Mason jar lids work great in place of tart pans! Or if you have a muffin top pan, that would work well too.
Tips for Success
- These cookies are best served chilled! After a few hours in the fridge, the moisture from the pastry cream softens the cookies into the most delicious melt-in-your-mouth texture!
- These cookies do become soft as they sit in the fridge, but they maintain their shape nicely!
- Don't be afraid of the custard. Sure you could cheat with a box of vanilla pudding, but the homemade custard really makes the cookies extra special. It is perfectly creamy and thick, without tasting like, well, a box of pudding.
- I used these baking tins (this is a 6-pack, the recipe makes 18 cookies, you can make them in batches or buy multiple sets).
- Use a mini muffin pan to make mini Boston cream pie cookie cups!
More Delicious Dessert Cookie Recipes
- Big Blue Monster Stuffed Cookies
- Copycat Levain Bakery Dark Chocolate Peanut Butter Chip Cookies
- Copycat Levain Oatmeal Raisin Cookies
- Soft Banana Pudding Cookies
- Red Velvet Chocolate Chip Cookies
Did you make this recipe?
Let me know what you thought with a comment and rating below. You can also take a picture and tag me on Instagram @houseofnasheats or share it on the Pinterest pin so I can see.
Boston Cream Pie Cookies
- 4¼ cups all-purpose flour (599g)
- 1 cup salted butter, softened (227g)
- ½ cup canola oil or vegetable oil
- 2 cups granulated sugar (400g)
- 2 large eggs
- 1 tablespoon vanilla extract
- 2 teaspoons cornstarch
- 1½ teaspoons baking powder
- 1 teaspoon salt
- 1 cup granulated sugar (200g)
- 3 cups whole milk
- 1 cup heavy cream
- 8 egg yolks
- ½ cup cornstarch
- 4 tablespoons salted butter
- 1 teaspoon vanilla extract
- ¼ teaspoon salt
- ⅔ cup heavy cream
- ⅔ cup semisweet chocolate chips
- 2 tablespoons salted butter
- Prepare a baking sheet by lining it with parchment paper and setting the 4” tart tins onto the baking sheet with space between each.

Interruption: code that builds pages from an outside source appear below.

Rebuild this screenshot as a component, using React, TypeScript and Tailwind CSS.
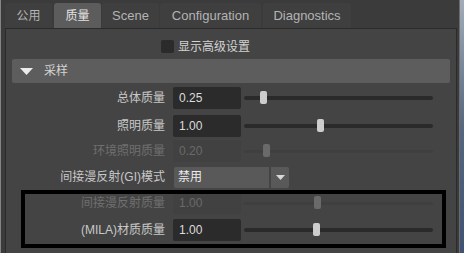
const tabs = [
  { label: "公用", w: "w-[47px]", ml: "ml-0", cjk: true },
  { label: "质量", w: "w-[47px]", ml: "ml-[2px]", cjk: true, active: true },
  { label: "Scene", w: "w-[57px]", ml: "ml-px" },
  { label: "Configuration", w: "w-[101px]", ml: "ml-px" },
  { label: "Diagnostics", w: "w-[88px]", ml: "ml-[2px]" },
];

type Row = {
  label: string;
  value: string;
  thumb: number;
  disabled?: boolean;
  mt: string;
};

const rows: Row[] = [
  { label: "总体质量", value: "0.25", thumb: 16, mt: "mt-[4px]" },
  { label: "照明质量", value: "1.00", thumb: 73, mt: "mt-[6px]" },
  { label: "环境照明质量", value: "0.20", thumb: 19, disabled: true, mt: "mt-[3px]" },
];

const rows2: Row[] = [
  { label: "间接漫反射质量", value: "1.00", thumb: 70, disabled: true, mt: "mt-[4px]" },
  { label: "(MILA)材质质量", value: "1.00", thumb: 69, mt: "mt-[5px]" },
];

function Slider({ thumb, disabled }: { thumb: number; disabled?: boolean }) {
  return (
    <div className="relative ml-[3px] w-[189px] h-[22px] flex items-center">
      <div
        className={
          disabled
            ? "w-full h-[3px] rounded-full bg-[#3f3f3f]"
            : "w-full h-[4px] rounded-full bg-[#2a2a2a]"
        }
      />
      <div
        className={
          disabled
            ? "absolute top-[4px] w-[7px] h-[13px] rounded-[2px] bg-[#6a6a6a]"
            : "absolute top-[4px] w-[7px] h-[13px] rounded-[2px] bg-[#cdcdcd]"
        }
        style={{ left: thumb }}
      />
    </div>
  );
}

function FieldRow({ row }: { row: Row }) {
  return (
    <div className={`flex items-center h-[22px] ${row.mt}`}>
      <div
        className={`w-[159px] text-right text-[12px] ${
          row.disabled ? "text-[#6f6f6f]" : "text-[#c8c8c8]"
        }`}
      >
        {row.label}
      </div>
      <div
        className={`ml-[8px] w-[68px] h-[22px] rounded-[2px] flex items-center pl-[6px] text-[12px] ${
          row.disabled ? "bg-[#414141] text-[#6a6a6a]" : "bg-[#2b2b2b] text-[#dcdcdc]"
        }`}
      >
        {row.value}
      </div>
      <Slider thumb={row.thumb} disabled={row.disabled} />
    </div>
  );
}

export default function App() {
  return (
    <div className="w-[464px] h-[253px] overflow-hidden flex bg-[#3b3b3b] font-['Liberation_Sans','Noto_Sans_CJK_SC',sans-serif]">
      <div className="w-px bg-[#858585]" />
      <div className="flex-1 flex flex-col pl-[4px] pr-[2px] pt-[3px]">
        <div className="flex h-[25px]">
          {tabs.map((t) => (
            <div
              key={t.label}
              className={`${t.w} ${t.ml} h-full rounded-t-[3px] flex items-center justify-center ${
                t.cjk ? "text-[12px]" : "text-[13px]"
              } ${t.active ? "bg-[#5c5c5c] text-[#e2e2e2]" : "bg-[#3f3f3f] text-[#b4b4b4]"}`}
            >
              {t.label}
            </div>
          ))}
        </div>
        <div className="relative flex-1 flex flex-col border border-b-0 border-[#2b2b2b] bg-[#444444]">
          <div className="mt-[11px] pl-[155px] flex items-center h-[13px]">
            <div className="w-[13px] h-[13px] rounded-[2px] bg-[#2b2b2b]" />
            <span className="ml-[4px] text-[12px] text-[#d2d2d2]">显示高级设置</span>
          </div>
          <div className="mt-[6px] mx-[6px] h-[24px] rounded-[2px] bg-[#5d5d5d] flex items-center pl-[8px]">
            <svg width="13" height="7" viewBox="0 0 13 7">
              <polygon points="0,0 13,0 6.5,7" fill="#ececec" />
            </svg>
            <span className="ml-[11px] text-[12px] text-[#d4d4d4]">采样</span>
          </div>
          {rows.map((r) => (
            <FieldRow key={r.label} row={r} />
          ))}
          <div className="flex items-center h-[22px] mt-[4px]">
            <div className="w-[159px] text-right text-[12px] text-[#c8c8c8]">间接漫反射(GI)模式</div>
            <div className="ml-[9px] w-[95px] h-[21px] rounded-l-[2px] bg-[#595959] flex items-center pl-[4px] text-[12px] text-[#ececec]">
              禁用
            </div>
            <div className="ml-[2px] w-[18px] h-[21px] rounded-r-[2px] bg-[#595959] flex items-center justify-center">
              <svg width="9" height="5" viewBox="0 0 9 5">
                <polygon points="0,0 9,0 4.5,5" fill="#d8d8d8" />
              </svg>
            </div>
          </div>
          {rows2.map((r) => (
            <FieldRow key={r.label} row={r} />
          ))}
          <div className="absolute left-[15px] top-[161px] w-[425px] h-[58px] border-4 border-black pointer-events-none" />
        </div>
      </div>
      <div className="w-px bg-[#6c6c6c]" />
      <div className="w-[4px] bg-gradient-to-b from-[#a3adba] via-[#56677f] to-[#3f5272]" />
    </div>
  );
}
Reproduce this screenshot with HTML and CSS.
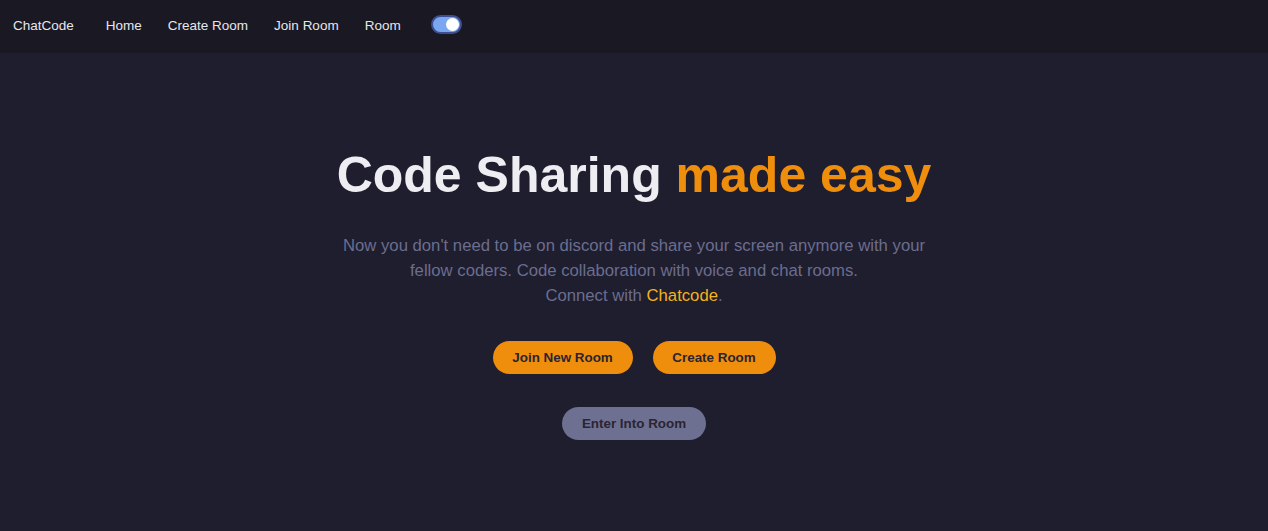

- Cream butter and sugar together in a large bowl with a hand mixer, or in the bowl of a stand mixer on medium speed until combined.
- Add in the eggs and beat on medium-high for a couple of minutes.
- Add in the oil and vanilla and continue to beat on medium-high speed until the texture is light and fluffy, this should take 4-5 minutes.
- Sift the flour, cornstarch, baking powder, and salt into the butter mixture and beat on low speed until combined, scraping the sides and bottom of the bowl as needed.
- Scoop about ¼ cup of the dough into one of the 4” tart tins. Using the bottom of a flat measuring cup or drinking glass, press the scoop of dough firmly into the tart tin creating a well in the middle for the filling. Be careful not to press too far, as you don’t want to have any holes in the bottom of the cookie.
- Set the pan of cookies in the refrigerator for 15 minutes to chill. While chilling, preheat the oven to 350°F. NOTE: This recipe makes 18 cookies. If you only have six mini tart pans, you might need to form and bake these in batches.
- After the cookies have chilled, bake them in the preheated oven for 12-15 minutes. The cookies should still look very light in color, just barely starting to turn golden on the edges when you remove them from the oven. If the middles of the cookies have puffed up a little, just give the pan a firm tap or two on the counter to help deflate a little. Let the cookies cool in the tins. When the cookies feel warm but firm it is OK to remove them from the tins and let them finish cooling the rest of the way on a cooling rack.
Make Pastry Cream
- To make the pastry cream, add the sugar, milk, heavy cream, egg yolks, cornstarch, and salt to a medium-sized saucepan. Whisk until everything is well combined, then slowly over medium (or medium-low) heat bring to a simmer while whisking frequently. As the mixture heats up you will notice it begin to tighten up, keep whisking, once the mixture reaches a boil let it boil for 30-60 seconds then remove from heat and immediately pass the pastry cream through a fine mesh strainer.
- Add the butter and vanilla to the warm pastry cream and whisk until the butter has melted and is combined. Cover the pastry cream with plastic wrap, and press the plastic wrap directly onto the surface of the cream to prevent skin from forming on top. Let the pastry cream chill in the fridge until completely cooled.
- To make the ganache, pour the chocolate chips into a heat-safe bowl and the heavy cream into a microwave-safe bowl.
- Heat the cream in the microwave until it begins to simmer, then remove it from the microwave and pour over the top of the chocolate chips. Let sit for a minute or two then whisk until the chocolate chips have all melted into the cream. Add the butter, and whisk to combine. Set aside to cool for 5-10 minutes. You will want the ganache to be cool enough so that it does not melt your pastry cream filling, but not so cool that it has become firm.
- To assemble the cookies, scoop a large spoonful of the pastry cream into the wells of one of the cookies, and use the back of a spoon to spread it around, it is perfect if it is still mounded a bit in the middle.
- Use a measuring spoon to spoon some of the ganache over the top of the pastry cream on the cookie, it does not need to be perfect, let the ganache run however it chooses.
- It is best to let the cookies chill in the fridge for at least 1-2 hours before serving (although you can absolutely serve right away!) Keep cookies in a single layer in an airtight container for up to 4 days.
- Storage: You'll need to keep these cookies in the refrigerator in an airtight container for up to 4 days.